What is expected :: Locate the string "styled" in the records below. Copy every line where it occurs.

Provided material ::
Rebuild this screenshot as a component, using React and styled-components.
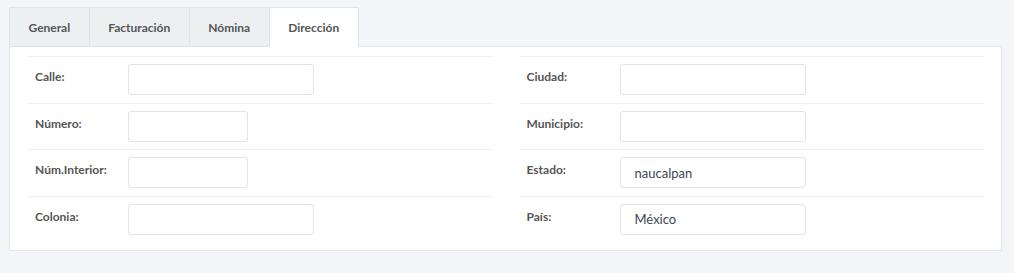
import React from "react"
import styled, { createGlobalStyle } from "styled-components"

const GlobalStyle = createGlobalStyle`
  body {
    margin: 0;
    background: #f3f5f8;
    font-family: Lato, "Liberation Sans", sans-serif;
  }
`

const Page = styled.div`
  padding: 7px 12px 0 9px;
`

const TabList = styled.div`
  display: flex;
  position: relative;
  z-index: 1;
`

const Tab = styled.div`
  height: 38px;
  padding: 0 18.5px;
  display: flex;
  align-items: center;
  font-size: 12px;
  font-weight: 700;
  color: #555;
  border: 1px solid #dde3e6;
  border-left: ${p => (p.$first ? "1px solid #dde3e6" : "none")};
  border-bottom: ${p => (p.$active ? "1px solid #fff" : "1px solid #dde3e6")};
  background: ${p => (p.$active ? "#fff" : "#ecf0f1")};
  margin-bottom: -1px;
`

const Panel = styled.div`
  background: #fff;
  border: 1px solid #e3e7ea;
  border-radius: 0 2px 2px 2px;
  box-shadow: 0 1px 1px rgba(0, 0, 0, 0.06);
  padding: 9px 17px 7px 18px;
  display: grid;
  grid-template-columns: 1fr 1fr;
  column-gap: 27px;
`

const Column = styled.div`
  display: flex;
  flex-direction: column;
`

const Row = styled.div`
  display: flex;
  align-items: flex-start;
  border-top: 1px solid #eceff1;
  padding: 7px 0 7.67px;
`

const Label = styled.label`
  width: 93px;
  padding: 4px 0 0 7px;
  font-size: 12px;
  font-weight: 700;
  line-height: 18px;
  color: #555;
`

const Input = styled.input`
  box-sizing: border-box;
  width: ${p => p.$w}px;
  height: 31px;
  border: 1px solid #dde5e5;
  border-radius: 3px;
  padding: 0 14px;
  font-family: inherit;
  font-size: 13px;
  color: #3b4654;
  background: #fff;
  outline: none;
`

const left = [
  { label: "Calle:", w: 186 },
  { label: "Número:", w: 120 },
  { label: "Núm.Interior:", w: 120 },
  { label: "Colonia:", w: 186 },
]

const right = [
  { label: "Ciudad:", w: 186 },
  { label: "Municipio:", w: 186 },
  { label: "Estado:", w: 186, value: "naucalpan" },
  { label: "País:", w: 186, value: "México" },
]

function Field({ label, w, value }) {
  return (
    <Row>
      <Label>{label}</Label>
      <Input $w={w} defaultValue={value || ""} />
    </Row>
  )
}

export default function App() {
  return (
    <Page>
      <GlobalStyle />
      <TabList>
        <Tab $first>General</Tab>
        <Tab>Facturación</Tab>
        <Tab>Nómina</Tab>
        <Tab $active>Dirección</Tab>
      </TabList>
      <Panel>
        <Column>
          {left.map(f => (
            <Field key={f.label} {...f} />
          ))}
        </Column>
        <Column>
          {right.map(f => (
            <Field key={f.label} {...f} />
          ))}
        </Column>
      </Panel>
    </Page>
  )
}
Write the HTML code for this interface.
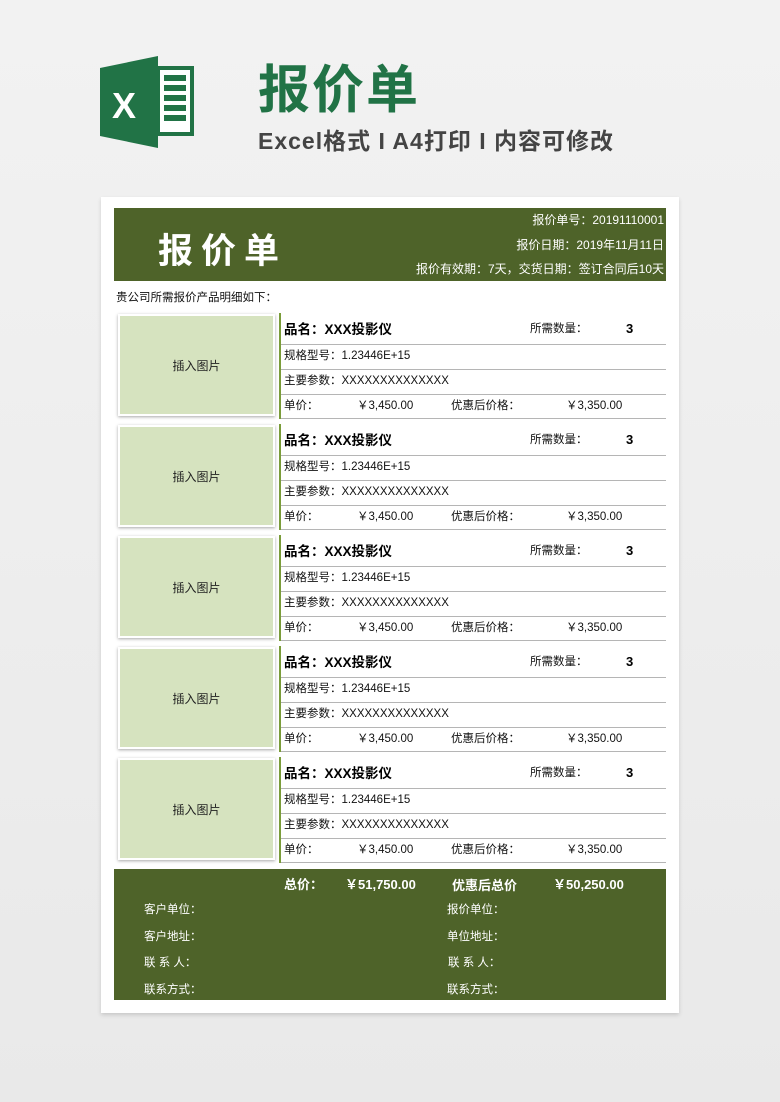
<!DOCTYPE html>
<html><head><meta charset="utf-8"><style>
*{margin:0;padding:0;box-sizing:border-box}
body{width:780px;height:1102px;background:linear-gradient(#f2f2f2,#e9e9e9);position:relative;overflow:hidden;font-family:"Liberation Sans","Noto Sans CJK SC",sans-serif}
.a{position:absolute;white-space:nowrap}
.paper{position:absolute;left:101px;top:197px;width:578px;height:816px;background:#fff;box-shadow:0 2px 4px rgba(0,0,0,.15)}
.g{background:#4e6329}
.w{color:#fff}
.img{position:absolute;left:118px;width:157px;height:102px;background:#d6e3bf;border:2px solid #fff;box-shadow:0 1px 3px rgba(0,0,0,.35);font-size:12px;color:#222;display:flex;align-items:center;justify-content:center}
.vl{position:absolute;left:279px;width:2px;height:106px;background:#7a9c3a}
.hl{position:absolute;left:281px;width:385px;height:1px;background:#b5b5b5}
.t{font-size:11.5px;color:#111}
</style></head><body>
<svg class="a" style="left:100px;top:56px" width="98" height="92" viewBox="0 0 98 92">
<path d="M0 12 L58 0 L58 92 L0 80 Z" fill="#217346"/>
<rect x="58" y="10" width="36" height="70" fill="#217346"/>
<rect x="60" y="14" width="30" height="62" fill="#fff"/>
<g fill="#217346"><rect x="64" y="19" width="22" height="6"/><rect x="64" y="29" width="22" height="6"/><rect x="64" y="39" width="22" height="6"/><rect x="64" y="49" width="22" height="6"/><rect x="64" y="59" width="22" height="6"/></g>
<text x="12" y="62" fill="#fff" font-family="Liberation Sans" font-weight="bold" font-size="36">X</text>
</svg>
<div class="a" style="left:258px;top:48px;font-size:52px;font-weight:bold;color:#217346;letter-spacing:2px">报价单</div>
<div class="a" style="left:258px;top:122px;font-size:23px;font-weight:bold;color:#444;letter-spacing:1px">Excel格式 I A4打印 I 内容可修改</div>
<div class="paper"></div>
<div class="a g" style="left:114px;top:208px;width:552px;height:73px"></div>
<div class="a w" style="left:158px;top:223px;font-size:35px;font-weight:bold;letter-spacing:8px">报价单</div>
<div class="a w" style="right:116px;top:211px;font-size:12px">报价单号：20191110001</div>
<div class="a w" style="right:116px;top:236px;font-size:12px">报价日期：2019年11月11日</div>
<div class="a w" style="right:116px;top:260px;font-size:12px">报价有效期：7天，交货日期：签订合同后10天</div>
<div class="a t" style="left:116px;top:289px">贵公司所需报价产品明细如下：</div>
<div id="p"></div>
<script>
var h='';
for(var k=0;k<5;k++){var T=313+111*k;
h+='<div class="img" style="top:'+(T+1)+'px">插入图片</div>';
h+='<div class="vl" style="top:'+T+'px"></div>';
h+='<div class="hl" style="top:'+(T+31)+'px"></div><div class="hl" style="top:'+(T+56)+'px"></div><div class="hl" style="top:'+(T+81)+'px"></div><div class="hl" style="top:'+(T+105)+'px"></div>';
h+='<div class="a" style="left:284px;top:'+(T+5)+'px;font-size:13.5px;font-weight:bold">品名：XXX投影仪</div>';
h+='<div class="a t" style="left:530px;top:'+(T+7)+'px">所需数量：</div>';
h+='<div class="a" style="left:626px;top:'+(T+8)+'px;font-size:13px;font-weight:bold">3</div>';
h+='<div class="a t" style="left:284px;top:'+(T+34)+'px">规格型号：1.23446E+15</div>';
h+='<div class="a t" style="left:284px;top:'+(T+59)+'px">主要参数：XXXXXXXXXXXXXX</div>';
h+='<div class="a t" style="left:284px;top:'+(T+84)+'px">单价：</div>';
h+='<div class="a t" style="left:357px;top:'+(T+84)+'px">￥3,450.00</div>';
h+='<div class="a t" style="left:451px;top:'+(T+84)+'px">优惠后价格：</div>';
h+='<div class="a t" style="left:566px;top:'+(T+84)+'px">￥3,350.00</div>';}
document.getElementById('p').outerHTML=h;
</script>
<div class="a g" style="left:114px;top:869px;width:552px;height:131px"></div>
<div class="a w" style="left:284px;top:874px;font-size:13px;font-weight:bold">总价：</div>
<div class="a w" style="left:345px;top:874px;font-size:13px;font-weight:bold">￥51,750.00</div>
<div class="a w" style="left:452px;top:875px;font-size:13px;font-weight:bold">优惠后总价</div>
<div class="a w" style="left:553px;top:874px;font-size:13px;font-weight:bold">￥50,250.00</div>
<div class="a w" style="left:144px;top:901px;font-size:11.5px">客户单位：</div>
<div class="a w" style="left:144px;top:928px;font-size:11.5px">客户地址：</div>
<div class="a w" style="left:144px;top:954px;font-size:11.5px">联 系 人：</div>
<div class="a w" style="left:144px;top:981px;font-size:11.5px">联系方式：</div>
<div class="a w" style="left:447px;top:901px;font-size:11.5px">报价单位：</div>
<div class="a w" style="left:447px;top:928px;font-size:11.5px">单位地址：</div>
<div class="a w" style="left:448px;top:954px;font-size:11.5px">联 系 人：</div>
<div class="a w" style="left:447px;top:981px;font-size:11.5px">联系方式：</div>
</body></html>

Response for this exercise ::
Rebuild this screenshot as a component, using React and styled-components.
import styled, { createGlobalStyle } from "styled-components"
const Page = styled.div`
const TabList = styled.div`
const Tab = styled.div`
const Panel = styled.div`
const Column = styled.div`
const Row = styled.div`
const Label = styled.label`
const Input = styled.input`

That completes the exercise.